El Apocalipsis describe un mundo donde religión y la política son dos aspectos de la misma realidad. La política y los políticos pueden inspirar una devoción que solo cabe describir como culto, devoción o adoración, y se deposita en ellos toda la esperanza y los anhelos de un futuro «mesiánico» que se promete maravilloso y hondamente satisfactorio. No se sabe muy bien por qué, por cuanto estas aspiraciones son de tipo religioso, subjetivo, interior, sentimental, más propias de la obsesión del enamorado o del fanatismo del religioso, que de las realidades prosaicas y corrientes que tienen que ver con la política. La política predicada por estos políticos ejerce una especie de hechizo sobrenatural, que no entiende de argumentos contrarios y no es capaz de dialogar inteligentemente con quien sostiene opiniones contrarias.

En el Apocalipsis, esta realidad de la unidad inseparable entre religión y política tiene su respuesta en el mensaje sobre el Cordero. No es un mensaje que pueda convencer a nadie con argumentos racionales, por cuanto el fanático religioso-político es inmune a los argumentos racionales. Es un mensaje que solo se puede aceptar mediante una profunda «conversión» religiosa, por la cual Cristo pasa a ser el objeto de devoción, el único garante de un futuro feliz y una sociedad de justicia, equidad y bienestar generalizado.
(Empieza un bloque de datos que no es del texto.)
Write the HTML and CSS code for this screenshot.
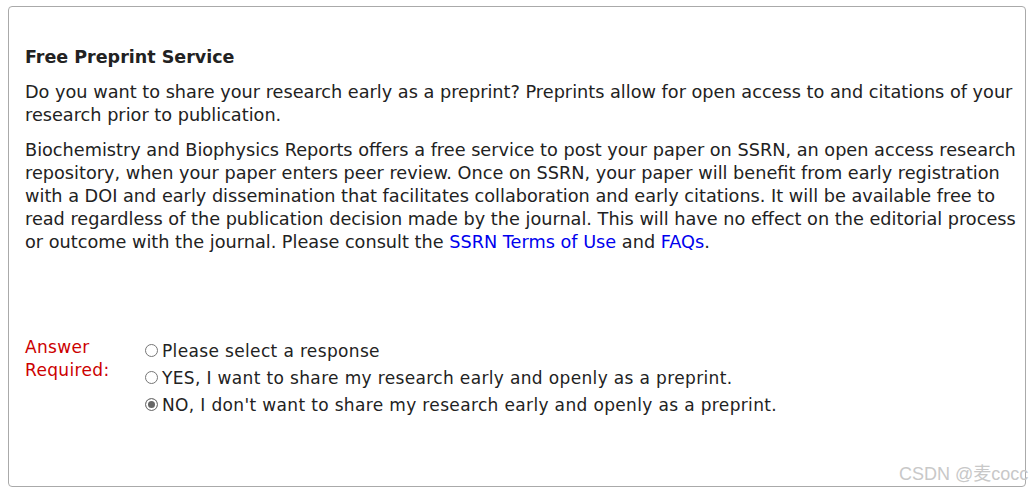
FILE: index.html
```html
<!DOCTYPE html>
<html lang="en">
<head>
    <meta charset="UTF-8">
    <title>Free Preprint Service</title>
    <link rel="stylesheet" href="styles.css">
</head>
<body>
    <div class="panel">
        <h3>Free Preprint Service</h3>
        <p>Do you want to share your research early as a preprint? Preprints allow for open access to and citations of your research prior to publication.</p>
        <p>Biochemistry and Biophysics Reports offers a free service to post your paper on SSRN, an open access research repository, when your paper enters peer review. Once on SSRN, your paper will benefit from early registration with a DOI and early dissemination that facilitates collaboration and early citations. It will be available free to read regardless of the publication decision made by the journal. This will have no effect on the editorial process or outcome with the journal. Please consult the <a href="#">SSRN Terms of Use</a> and <a href="#">FAQs</a>.</p>

        <div class="answer">
            <div class="required">Answer Required:</div>
            <div class="options">
                <label><input type="radio" name="preprint" value="none"> Please select a response</label>
                <label><input type="radio" name="preprint" value="yes"> YES, I want to share my research early and openly as a preprint.</label>
                <label><input type="radio" name="preprint" value="no" checked> NO, I don't want to share my research early and openly as a preprint.</label>
            </div>
        </div>
        <div class="mark">CSDN @麦cocc</div>
    </div>
</body>
</html>
```

FILE: styles.css
```css
body {
    margin: 6px 0 0 8px;
    font-family: "DejaVu Sans", Verdana, sans-serif;
    font-size: 17px;
    color: #222;
    background: #fff;
}

.panel {
    position: relative;
    box-sizing: border-box;
    width: 1018px;
    height: 481px;
    border: 1px solid #aaa;
    border-radius: 4px;
    padding: 40px 4px 0 16px;
}

h3 {
    font-size: 17.5px;
    line-height: 20px;
    margin: 0 0 14px;
}

p {
    margin: 0 0 12px;
    font-size: 17.7px;
    line-height: 23px;
}

a {
    color: #0000ee;
    text-decoration: none;
}

.answer {
    display: grid;
    grid-template-columns: 120px 1fr;
    margin-top: 82px;
    letter-spacing: 0.35px;
}

.required {
    color: #c00;
    line-height: 23px;
    width: 100px;
}

.options {
    padding-top: 1px;
}

.options label {
    display: flex;
    align-items: center;
    height: 27px;
}

input[type="radio"] {
    appearance: none;
    width: 13px;
    height: 13px;
    margin: 0 4px 0 0;
    border: 1px solid #767676;
    border-radius: 50%;
    background: #fff;
}

input[type="radio"]:checked {
    background: #666;
    box-shadow: inset 0 0 0 2px #fff;
}

.mark {
    position: absolute;
    left: 890px;
    bottom: 1px;
    white-space: nowrap;
    font-family: "Liberation Sans", "Noto Sans CJK SC", sans-serif;
    font-size: 18px;
    color: #c8c8c8;
}
```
Jesús el Mesías —muy concretamente en su presentación ante la humanidad como Cordero inmolado, que no como león victorioso— nos ofrece la única contrapolítica que puede curar nuestra locura colectiva. En el culto al Señor Jesús, somos rescatados de la ceguera que nos lleva al culto a figuras políticas y a proyectos políticos. Somos radicalmente transformados en nuestros valores y especialmente, nuestras aspiraciones. Somos radicalmente transformados en cuanto a la definición de lo que creemos que nos hará felices.

Esto es intensamente libertador de mentes y corazones esclavizados por políticos y proyectos políticos indignos de culto y devoción.